- Do this: Search the listing below for the string "React" and copy every line where it occurs.

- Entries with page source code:
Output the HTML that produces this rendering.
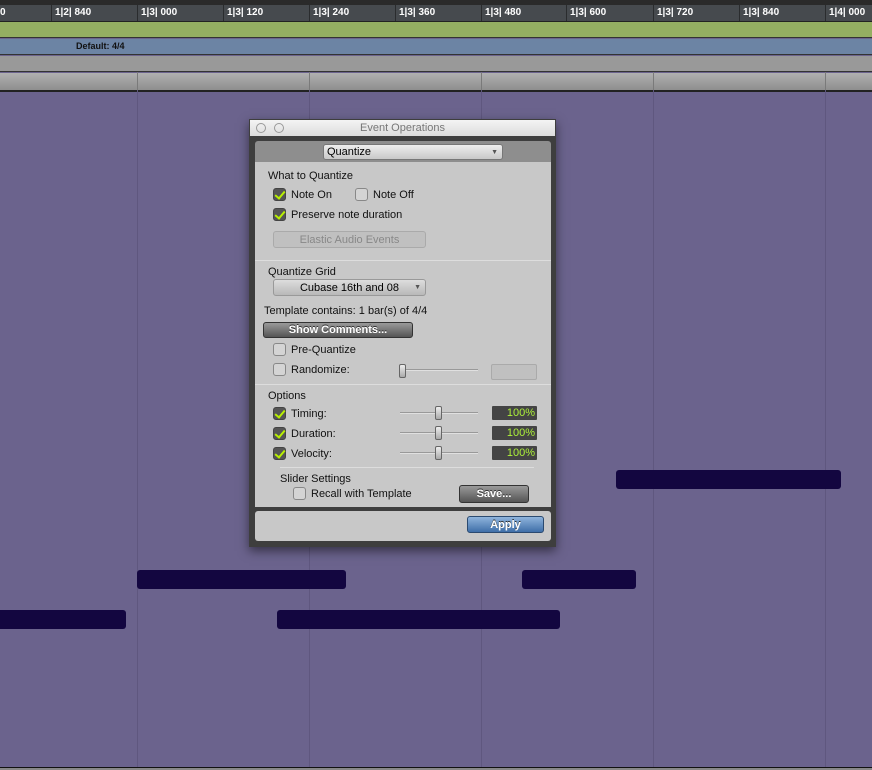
<!DOCTYPE html>
<html><head><style>
*{margin:0;padding:0;box-sizing:border-box}
body{width:872px;height:770px;overflow:hidden;background:#6b638d;font-family:"Liberation Sans",sans-serif;position:relative}
.a{position:absolute}
.rl{position:absolute;top:5px;height:16px;width:1px;background:#2a2c2e}
.rt{position:absolute;top:7px;color:#fff;font-size:10px;font-weight:bold}
.vl{position:absolute;top:90px;height:677px;width:1px;background:#5f577f}
.gl{position:absolute;top:72px;height:18px;width:1px;background:#7a7a7a}
.note{position:absolute;height:19px;background:#130640;border-radius:3px}
.t{position:absolute;font-size:11px;color:#111;white-space:nowrap}
.cb{position:absolute;width:13px;height:13px;border:1px solid #888;border-radius:3px;background:#d4d4d4}
.cb.on{background:#555;border-color:#444}
.cb.on::after{content:"";position:absolute;left:3px;top:0px;width:4px;height:8px;border:solid #b8f000;border-width:0 2.5px 2.5px 0;transform:rotate(40deg)}
.sl{position:absolute;height:2px;width:78px;background:#999;border-bottom:1px solid #e0e0e0}
.th{position:absolute;width:7px;height:14px;border:1px solid #666;border-radius:2px;background:linear-gradient(#eee,#aaa)}
.pct{position:absolute;width:45px;height:14px;background:#444;color:#aef23a;font-size:11px;text-align:right;padding-right:2px;line-height:15px;border-radius:1px}
.btn{position:absolute;color:#fff;font-size:11px;font-weight:bold;text-align:center;border:1px solid #333;border-radius:3px;background:linear-gradient(#9a9a9a,#555);text-shadow:0 -1px 0 #333}
</style></head><body>
<div class="a" style="left:0;top:0;width:872px;height:5px;background:#2a2a2a"></div>
<div class="a" style="left:0;top:5px;width:872px;height:17px;background:#464a4e;border-bottom:1px solid #222"></div>
<div class="rl" style="left:51px"></div><div class="rl" style="left:137px"></div><div class="rl" style="left:223px"></div><div class="rl" style="left:309px"></div><div class="rl" style="left:395px"></div><div class="rl" style="left:481px"></div><div class="rl" style="left:566px"></div><div class="rl" style="left:653px"></div><div class="rl" style="left:739px"></div><div class="rl" style="left:825px"></div>
<div class="rt" style="left:0">0</div>
<div class="rt" style="left:55px">1|2| 840</div><div class="rt" style="left:141px">1|3| 000</div><div class="rt" style="left:227px">1|3| 120</div><div class="rt" style="left:313px">1|3| 240</div><div class="rt" style="left:399px">1|3| 360</div><div class="rt" style="left:485px">1|3| 480</div><div class="rt" style="left:570px">1|3| 600</div><div class="rt" style="left:657px">1|3| 720</div><div class="rt" style="left:743px">1|3| 840</div><div class="rt" style="left:829px">1|4| 000</div>
<div class="a" style="left:0;top:22px;width:872px;height:16px;background:#94ae62;border-bottom:1px solid #333"></div>
<div class="a" style="left:0;top:39px;width:872px;height:16px;background:#6c84a4;border-bottom:1px solid #333"></div>
<div class="a" style="left:76px;top:41px;font-size:9px;font-weight:bold;color:#111">Default: 4/4</div>
<div class="a" style="left:0;top:56px;width:872px;height:16px;background:#999;border-bottom:1px solid #333"></div>
<div class="a" style="left:0;top:73px;width:872px;height:17px;background:linear-gradient(#b0b0b0,#8e8e8e)"></div>
<div class="gl" style="left:137px"></div><div class="gl" style="left:309px"></div><div class="gl" style="left:481px"></div><div class="gl" style="left:653px"></div><div class="gl" style="left:825px"></div>
<div class="a" style="left:0;top:90px;width:872px;height:2px;background:#222"></div>
<div class="vl" style="left:137px"></div><div class="vl" style="left:309px"></div><div class="vl" style="left:481px"></div><div class="vl" style="left:653px"></div><div class="vl" style="left:825px"></div>
<div class="a" style="left:0;top:767px;width:872px;height:1px;background:#111"></div>
<div class="a" style="left:0;top:768px;width:872px;height:2px;background:#888"></div>
<div class="note" style="left:616px;top:470px;width:225px"></div>
<div class="note" style="left:137px;top:570px;width:209px"></div>
<div class="note" style="left:522px;top:570px;width:114px"></div>
<div class="note" style="left:-4px;top:610px;width:130px"></div>
<div class="note" style="left:277px;top:610px;width:283px"></div>

<div class="a" style="left:249px;top:119px;width:307px;height:428px;background:#3e3e3e;box-shadow:0 4px 10px rgba(0,0,0,.5)"></div>
<div class="a" style="left:250px;top:120px;width:305px;height:16px;background:linear-gradient(#f4f4f4,#dcdcdc)"></div>
<div class="a" style="left:256px;top:123px;width:10px;height:10px;border:1px solid #999;border-radius:50%"></div>
<div class="a" style="left:274px;top:123px;width:10px;height:10px;border:1px solid #999;border-radius:50%"></div>
<div class="a" style="left:250px;top:122px;width:305px;text-align:center;font-size:11px;color:#777">Event Operations</div>
<div class="a" style="left:255px;top:141px;width:296px;height:21px;background:#8e8e8e;border-radius:3px 3px 0 0"></div>
<div class="a" style="left:323px;top:144px;width:180px;height:16px;background:linear-gradient(#eee,#c8c8c8);border:1px solid #777;border-radius:3px;font-size:11px;padding-left:3px;line-height:15px">Quantize<span style="position:absolute;right:4px;top:0;font-size:7px;color:#555">▼</span></div>
<div class="a" style="left:255px;top:162px;width:296px;height:345px;background:#c8c8c8"></div>
<div class="a" style="left:255px;top:260px;width:296px;height:1px;background:#b0b0b0;border-bottom:1px solid #ddd"></div>
<div class="a" style="left:255px;top:384px;width:296px;height:1px;background:#b0b0b0;border-bottom:1px solid #ddd"></div>
<div class="a" style="left:280px;top:467px;width:254px;height:1px;background:#b0b0b0;border-bottom:1px solid #ddd"></div>
<div class="a" style="left:255px;top:511px;width:296px;height:30px;background:#c8c8c8;border-radius:3px"></div>

<div class="t" style="left:268px;top:170px">What to Quantize</div>
<div class="cb on" style="left:273px;top:188px"></div><div class="t" style="left:291px;top:189px">Note On</div>
<div class="cb" style="left:355px;top:188px"></div><div class="t" style="left:373px;top:189px">Note Off</div>
<div class="cb on" style="left:273px;top:208px"></div><div class="t" style="left:291px;top:209px">Preserve note duration</div>
<div class="a" style="left:273px;top:231px;width:153px;height:17px;background:#c0c0c0;border:1px solid #aaa;border-radius:3px;font-size:11px;color:#888;text-align:center;line-height:17px">Elastic Audio Events</div>

<div class="t" style="left:268px;top:266px">Quantize Grid</div>
<div class="a" style="left:273px;top:279px;width:153px;height:17px;background:linear-gradient(#ddd,#b8b8b8);border:1px solid #999;border-radius:3px;font-size:11px;text-align:center;line-height:16px">Cubase 16th and 08<span style="position:absolute;right:4px;top:0;font-size:7px;color:#555">▼</span></div>
<div class="t" style="left:264px;top:305px">Template contains: 1 bar(s) of 4/4</div>
<div class="btn" style="left:263px;top:322px;width:150px;height:16px;line-height:15px">Show Comments...</div>
<div class="cb" style="left:273px;top:343px"></div><div class="t" style="left:291px;top:344px">Pre-Quantize</div>
<div class="cb" style="left:273px;top:363px"></div><div class="t" style="left:291px;top:364px">Randomize:</div>
<div class="sl" style="left:400px;top:369px"></div><div class="th" style="left:399px;top:364px"></div>
<div class="a" style="left:491px;top:364px;width:46px;height:16px;background:#c0c0c0;border:1px solid #aaa;border-radius:2px"></div>

<div class="t" style="left:268px;top:390px">Options</div>
<div class="cb on" style="left:273px;top:407px"></div><div class="t" style="left:291px;top:408px">Timing:</div>
<div class="sl" style="left:400px;top:412px"></div><div class="th" style="left:435px;top:406px"></div><div class="pct" style="left:492px;top:406px">100%</div>
<div class="cb on" style="left:273px;top:427px"></div><div class="t" style="left:291px;top:428px">Duration:</div>
<div class="sl" style="left:400px;top:432px"></div><div class="th" style="left:435px;top:426px"></div><div class="pct" style="left:492px;top:426px">100%</div>
<div class="cb on" style="left:273px;top:447px"></div><div class="t" style="left:291px;top:448px">Velocity:</div>
<div class="sl" style="left:400px;top:452px"></div><div class="th" style="left:435px;top:446px"></div><div class="pct" style="left:492px;top:446px">100%</div>

<div class="t" style="left:280px;top:473px">Slider Settings</div>
<div class="cb" style="left:293px;top:487px"></div><div class="t" style="left:311px;top:488px">Recall with Template</div>
<div class="btn" style="left:459px;top:485px;width:70px;height:18px;line-height:17px">Save...</div>
<div class="btn" style="left:467px;top:516px;width:77px;height:17px;line-height:16px;background:linear-gradient(#8fb4dc,#3f6fa8);border-color:#2b4a70">Apply</div>
</body></html>
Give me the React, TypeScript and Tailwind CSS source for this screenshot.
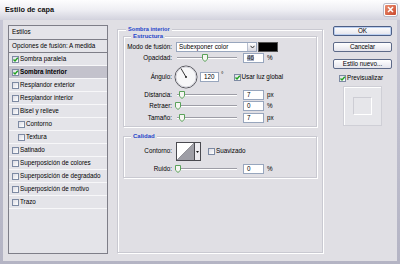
import React from "react";

const FONT = "font-['Liberation_Sans',Arial,sans-serif]";

function Check({ checked = false }: { checked?: boolean }) {
  return (
    <div className="relative w-[7px] h-[7px] shrink-0 border border-[#7d8aa3] bg-gradient-to-br from-[#dcdce4] to-white">
      {checked && (
        <svg className="absolute -left-[1px] -top-[1px]" width="7" height="7" viewBox="0 0 7 7">
          <path d="M1.5 3.5 L3 5 L5.8 1.8" fill="none" stroke="#21a121" strokeWidth="1.4" />
        </svg>
      )}
    </div>
  );
}

function Slider({ pos }: { pos: number }) {
  return (
    <div className="relative w-[60px] h-[10px] flex items-center shrink-0">
      <div className="w-full h-[2px] border-t border-[#9d9da6] border-b border-b-white" />
      <svg className="absolute top-[1px]" style={{ left: pos - 3 }} width="6" height="8" viewBox="0 0 6 8">
        <path d="M0.5 0.5 H5.5 V5.2 L3 7.5 L0.5 5.2 Z" fill="#f6f6f2" stroke="#5aa25a" strokeWidth="1" />
      </svg>
    </div>
  );
}

function Field({ v, sel = false, w = "w-[21px]" }: { v: string; sel?: boolean; w?: string }) {
  return (
    <div className={`${w} h-[10px] shrink-0 bg-white border border-[#98a6bd] flex items-center pl-[3px] text-[6.3px] leading-none`}>
      {sel ? <span className="bg-[#a7b0c6] text-[#333]">{v}</span> : v}
    </div>
  );
}

function Label({ children }: { children: React.ReactNode }) {
  return <div className="w-[48px] shrink-0 text-right text-[6.3px] leading-none">{children}</div>;
}

function Group({ title, left, titleSize, className, children }: { title: string; left: string; titleSize: string; className: string; children?: React.ReactNode }) {
  return (
    <div className={`relative border border-[#c9c9d1] shadow-[inset_1px_1px_0_#ffffff,1px_1px_0_#ffffff] ${className}`}>
      <span className={`absolute -top-[4px] ${left} px-[2px] bg-[#e0dfe4] ${titleSize} leading-[7px] font-bold text-[#1f45c9]`}>{title}</span>
      {children}
    </div>
  );
}

const items: { label: string; checked?: boolean; active?: boolean; indent?: boolean }[] = [
  { label: "Sombra paralela", checked: true },
  { label: "Sombra interior", checked: true, active: true },
  { label: "Resplandor exterior" },
  { label: "Resplandor interior" },
  { label: "Bisel y relieve" },
  { label: "Contorno", indent: true },
  { label: "Textura", indent: true },
  { label: "Satinado" },
  { label: "Superposición de colores" },
  { label: "Superposición de degradado" },
  { label: "Superposición de motivo" },
  { label: "Trazo" },
];

export default function App() {
  return (
    <div className={`w-[400px] h-[264px] overflow-hidden flex flex-col bg-gradient-to-b from-[#c8c8d6] to-[#b4b4c4] text-black ${FONT}`}>
      {/* Title bar */}
      <div className="h-[20px] shrink-0 flex items-center pl-[5px] pr-[3px] bg-gradient-to-b from-[#fdfdfe] via-[#eeeef3] to-[#d2d2dd]">
        <span className="text-[7.3px] font-bold leading-none text-[#111]">Estilo de capa</span>
        <div className="ml-auto mt-[-1px] w-[13px] h-[12px] rounded-[2px] border border-white bg-gradient-to-br from-[#e98d6f] to-[#c9462c] flex items-center justify-center shadow-[0_0_0_1px_#b8b8c6]">
          <svg width="7" height="7" viewBox="0 0 7 7">
            <path d="M1 1 L6 6 M6 1 L1 6" stroke="white" strokeWidth="1.5" />
          </svg>
        </div>
      </div>

      {/* Body */}
      <div className="flex-1 mx-[3px] mb-[3px] bg-[#e0dfe4] flex pt-[5px] pl-[5px]">
        {/* Left list */}
        <div className="w-[100px] h-[229px] shrink-0 border border-[#7e7e88] bg-[#e4e4e9] flex flex-col">
          <div className="h-[14px] shrink-0 border-b border-[#7e7e88] flex items-center pl-[3px] text-[6.3px] leading-none">Estilos</div>
          <div className="h-[13px] shrink-0 border-b border-[#7e7e88] flex items-center pl-[3px] text-[6.3px] leading-none">Opciones de fusión: A medida</div>
          {items.map((it) => (
            <div
              key={it.label}
              className={`h-[13px] shrink-0 border-b border-[#f7f7f9] flex items-center text-[6.3px] leading-none ${it.indent ? "pl-[9px]" : "pl-[3px]"} ${it.active ? "bg-[#c3c2cc] font-bold" : ""}`}
            >
              <Check checked={it.checked} />
              <span className="ml-[1px]">{it.label}</span>
            </div>
          ))}
        </div>

        {/* Middle */}
        <Group title="Sombra interior" left="left-[8px]" titleSize="text-[5.6px]" className="ml-[9px] mt-[4px] w-[206px] h-[224px] shrink-0 pt-[6px] px-[5px]">
          <Group title="Estructura" left="left-[7px]" titleSize="text-[6px]" className="h-[91px] pt-[5px]">
            {/* Modo */}
            <div className="flex items-center h-[10px]">
              <Label>Modo de fusión:</Label>
              <div className="ml-[4px] w-[81px] h-[10px] bg-white border border-[#98a6bd] flex items-center text-[6.3px] leading-none">
                <span className="pl-[2px] flex-1">Subexponer color</span>
                <div className="w-[9px] h-[8px] mr-[0px] bg-gradient-to-b from-white to-[#d6d6de] border-l border-[#b8bfcf] flex items-center justify-center">
                  <svg width="5" height="4" viewBox="0 0 5 4"><path d="M0.5 0.8 L2.5 3 L4.5 0.8" fill="none" stroke="#333" strokeWidth="1" /></svg>
                </div>
              </div>
              <div className="ml-[1px] w-[20px] h-[10px] bg-black border border-[#555]" />
            </div>
            {/* Opacidad */}
            <div className="flex items-center h-[10px] mt-[1px]">
              <Label>Opacidad:</Label>
              <div className="ml-[5px]"><Slider pos={28} /></div>
              <div className="ml-[6px]"><Field v="46" sel /></div>
              <span className="ml-[3px] text-[6.3px] leading-none">%</span>
            </div>
            {/* Ángulo */}
            <div className="flex items-center h-[24px] mt-[2px]">
              <Label>Ángulo:</Label>
              <svg className="ml-[2px] shrink-0" width="24" height="24" viewBox="0 0 24 24">
                <circle cx="12" cy="12" r="11" fill="#f7f7f8" stroke="#55555c" strokeWidth="1" />
                <circle cx="12" cy="12" r="10" fill="none" stroke="#d3d3da" strokeWidth="1" />
                <path d="M12 12 L7 3.5" stroke="#222" strokeWidth="0.9" />
                <circle cx="12" cy="12" r="1" fill="#222" />
              </svg>
              <div className="ml-[2px]"><Field v="120" w="w-[19px]" /></div>
              <span className="ml-[2px] text-[6.3px] leading-none self-start mt-[7px]">°</span>
              <div className="ml-[10px] flex items-center">
                <Check checked />
                <span className="ml-[1px] text-[6.3px] leading-none">Usar luz global</span>
              </div>
            </div>
            {/* Distancia */}
            <div className="flex items-center h-[10px] mt-[1px]">
              <Label>Distancia:</Label>
              <div className="ml-[5px]"><Slider pos={5} /></div>
              <div className="ml-[6px]"><Field v="7" /></div>
              <span className="ml-[3px] text-[6.3px] leading-none">px</span>
            </div>
            {/* Retraer */}
            <div className="flex items-center h-[10px] mt-[1px]">
              <Label>Retraer:</Label>
              <div className="ml-[5px]"><Slider pos={1} /></div>
              <div className="ml-[6px]"><Field v="0" /></div>
              <span className="ml-[3px] text-[6.3px] leading-none">%</span>
            </div>
            {/* Tamaño */}
            <div className="flex items-center h-[10px] mt-[2px]">
              <Label>Tamaño:</Label>
              <div className="ml-[5px]"><Slider pos={5} /></div>
              <div className="ml-[6px]"><Field v="7" /></div>
              <span className="ml-[3px] text-[6.3px] leading-none">px</span>
            </div>
          </Group>

          <Group title="Calidad" left="left-[7px]" titleSize="text-[6px]" className="mt-[9px] h-[42px] pt-[5px]">
            <div className="flex items-center h-[19px]">
              <Label>Contorno:</Label>
              <div className="ml-[4px] w-[25px] h-[19px] border border-[#4a4a50] bg-white flex">
                <svg width="17" height="17" viewBox="0 0 17 17">
                  <path d="M0 17 L17 0 L17 17 Z" fill="#9e9ea6" />
                  <path d="M0 17 L17 0" stroke="#6d6d74" strokeWidth="0.6" />
                </svg>
                <div className="flex-1 border-l border-[#4a4a50] bg-[#ecebf0] flex items-center justify-center">
                  <svg width="3" height="2" viewBox="0 0 3 2"><path d="M0 0 H3 L1.5 2 Z" fill="#111" /></svg>
                </div>
              </div>
              <div className="ml-[7px] flex items-center">
                <Check />
                <span className="ml-[1px] text-[6.3px] leading-none">Suavizado</span>
              </div>
            </div>
            <div className="flex items-center h-[10px] mt-[3px]">
              <Label>Ruido:</Label>
              <div className="ml-[5px]"><Slider pos={1} /></div>
              <div className="ml-[6px]"><Field v="0" /></div>
              <span className="ml-[3px] text-[6.3px] leading-none">%</span>
            </div>
          </Group>
        </Group>

        {/* Right column */}
        <div className="ml-[10px] mt-[1px] w-[59px] flex flex-col items-stretch shrink-0">
          <div className="h-[10px] rounded-[2px] border border-[#4d5f86] bg-gradient-to-b from-white to-[#e4e4ec] shadow-[inset_0_0_0_1px_#bcd0f0] flex items-center justify-center text-[6.3px] leading-none">OK</div>
          <div className="mt-[6px] h-[10px] rounded-[2px] border border-[#5d6a88] bg-gradient-to-b from-white to-[#e4e4ec] flex items-center justify-center text-[6.3px] leading-none">Cancelar</div>
          <div className="mt-[7px] h-[10px] rounded-[2px] border border-[#5d6a88] bg-gradient-to-b from-white to-[#e4e4ec] flex items-center justify-center text-[6.3px] leading-none">Estilo nuevo...</div>
          <div className="mt-[6px] flex items-center pl-[6px]">
            <Check checked />
            <span className="ml-[1px] text-[6.3px] leading-none">Previsualizar</span>
          </div>
          <div className="mt-[4px] ml-[10px] w-[39px] h-[40px] border border-[#cfcfd6] shadow-[inset_1px_1px_0_#ffffff] bg-[#e6e6ea] flex items-center justify-center">
            <div className="w-[19px] h-[18px] border-t border-l border-[#cdcdd4] border-b border-r border-b-white border-r-white" />
          </div>
        </div>
      </div>
    </div>
  );
}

- Exercise output:
Give me the React, TypeScript and Tailwind CSS source for this screenshot.
import React from "react";
function Label({ children }: { children: React.ReactNode }) {
function Group({ title, left, titleSize, className, children }: { title: string; left: string; titleSize: string; className: string; children?: React.ReactNode }) {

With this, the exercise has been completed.